Gothtronic Online Mag

The label Fieldmuzick releases 3” CD-r’s and they do surprise again, this time with one long track “between reality and dream” by Mirko Uhlig, who is also known as Aalfang mit Pferdekopf. A minimal soundscape with the title ‘The Rabbit’s Logbook’. Might there be a link to the surrealistic environment of Alice in Wonderland’s rabbit?
Instead of the seperate tracks on the other recent release on Fieldmuzick, here you can here that the seperate tracks are well mixed into one larger soundscape with a great tension build-up and a lot of different layers. Sudden surprisingly well fitting breaks in constant sounds, filters on the edge of falling over and symphonic phrases where they are not expected.
This is truly a magnificient piece of music, reminding you of artists like Raison d’Etre (especially ‘Metamorphyses’), some Troum related sounds, maybe even (and this is hard to write but according to my girlfriend) some works by the [law-rah] collective.

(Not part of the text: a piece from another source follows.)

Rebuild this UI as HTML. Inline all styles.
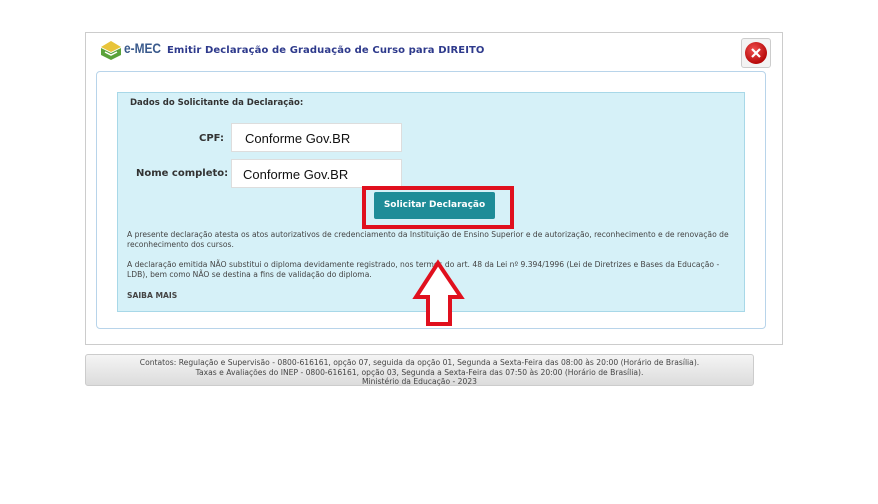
<!DOCTYPE html>
<html><head><meta charset="utf-8"><style>
body{margin:0;width:878px;height:504px;background:#fff;position:relative;font-family:"DejaVu Sans","Liberation Sans",sans-serif;overflow:hidden}
.abs{position:absolute}
.outer{left:85px;top:32px;width:696px;height:311px;border:1px solid #ccc;background:#fff}
.title{left:167px;top:45px;font-size:10px;font-weight:bold;color:#2e3a8c;letter-spacing:0.1px}
.logo{left:124px;top:40px;font-size:14px;font-weight:bold;color:#3a5a8c;font-family:"Liberation Sans",sans-serif;transform:scaleX(0.85);transform-origin:left}
.close{left:741px;top:38px;width:28px;height:28px;border:1px solid #ccc;border-radius:3px;background:#f3f3f3}
.panel{left:96px;top:71px;width:668px;height:256px;border:1px solid #b8d4ea;border-radius:4px;background:#fff}
.cyan{left:117px;top:92px;width:626px;height:218px;border:1px solid #a8d8e8;background:#d6f1f8}
.lbl{font-size:10px;font-weight:bold;color:#333}
.inp{width:171px;height:29px;background:#fff;border:1px solid #ddd;font-family:"Liberation Sans",sans-serif;font-size:13px;color:#111;line-height:29px;box-sizing:border-box;padding-left:13px}
.small{font-size:7.6px;color:#444;line-height:10px}
.btn{left:374px;top:192px;width:121px;height:27px;background:#1e8c98;border-radius:2px;color:#fff;font-size:9px;font-weight:bold;text-align:center;line-height:27px}
.red{left:362px;top:186px;width:144px;height:35px;border:4px solid #e0101e}
.footer{left:85px;top:354px;width:669px;height:32px;border:1px solid #ccc;border-radius:3px;background:linear-gradient(#f4f4f4,#dcdcdc);text-align:center;font-size:7.6px;color:#444;line-height:9.5px;padding-top:3px;box-sizing:border-box}
</style></head><body>
<div class="abs outer"></div>
<svg class="abs" style="left:99px;top:39px" width="24" height="22" viewBox="0 0 24 22"><path d="M2 8 L12 2 L22 8 L12 13Z" fill="#e8c43a"/><path d="M2 9 L12 14 L22 9 L22 16 L12 21 L2 16Z" fill="#5aa23a"/><path d="M6 13 L12 16 L18 13" stroke="#fff" stroke-width="1.5" fill="none"/></svg>
<div class="abs logo">e-MEC</div>
<div class="abs title">Emitir Declaração de Graduação de Curso para DIREITO</div>
<div class="abs close"><svg width="28" height="28"><defs><radialGradient id="g" cx="0.4" cy="0.35" r="0.7"><stop offset="0" stop-color="#f05050"/><stop offset="1" stop-color="#b00000"/></radialGradient></defs><circle cx="14" cy="14" r="11" fill="url(#g)"/><path d="M10 10 L18 18 M18 10 L10 18" stroke="#fff" stroke-width="2.2"/></svg></div>
<div class="abs panel"></div>
<div class="abs cyan"></div>
<div class="abs lbl" style="left:130px;top:98px;font-size:8.5px">Dados do Solicitante da Declaração:</div>
<div class="abs lbl" style="left:199px;top:133px">CPF:</div>
<div class="abs inp" style="left:231px;top:123px">Conforme Gov.BR</div>
<div class="abs lbl" style="left:136px;top:168px">Nome completo:</div>
<div class="abs inp" style="left:231px;top:159px;padding-left:11px">Conforme Gov.BR</div>
<div class="abs red"></div>
<div class="abs btn">Solicitar Declaração</div>
<div class="abs small" style="left:127px;top:230px;width:610px">A presente declaração atesta os atos autorizativos de credenciamento da Instituição de Ensino Superior e de autorização, reconhecimento e de renovação de reconhecimento dos cursos.</div>
<div class="abs small" style="left:127px;top:260px;width:610px">A declaração emitida NÃO substitui o diploma devidamente registrado, nos termos do art. 48 da Lei nº 9.394/1996 (Lei de Diretrizes e Bases da Educação - LDB), bem como NÃO se destina a fins de validação do diploma.</div>
<div class="abs small" style="left:127px;top:291px;font-weight:bold">SAIBA MAIS</div>
<svg class="abs" style="left:410px;top:258px" width="66" height="70"><path d="M28 5 L6 39 L18 39 L18 66 L40 66 L40 39 L51 39 Z" fill="#fff" stroke="#e0101e" stroke-width="4"/></svg>
<div class="abs footer">Contatos: Regulação e Supervisão - 0800-616161, opção 07, seguida da opção 01, Segunda a Sexta-Feira das 08:00 às 20:00 (Horário de Brasília).<br>Taxas e Avaliações do INEP - 0800-616161, opção 03, Segunda a Sexta-Feira das 07:50 às 20:00 (Horário de Brasília).<br>Ministério da Educação - 2023</div>
</body></html>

The extra track ‘The Sacred And Her Journey Home’ – which is available as free download on the website – follows the created atmosphere perfectly which makes the whole release 22 minutes worth of incredible powerful ambience.
I will leave you with the label’s description to make up your mind: “True traum muzick – concret sounds embedded in drones and tones point to the real world, but it’s too clear – that is a dream”.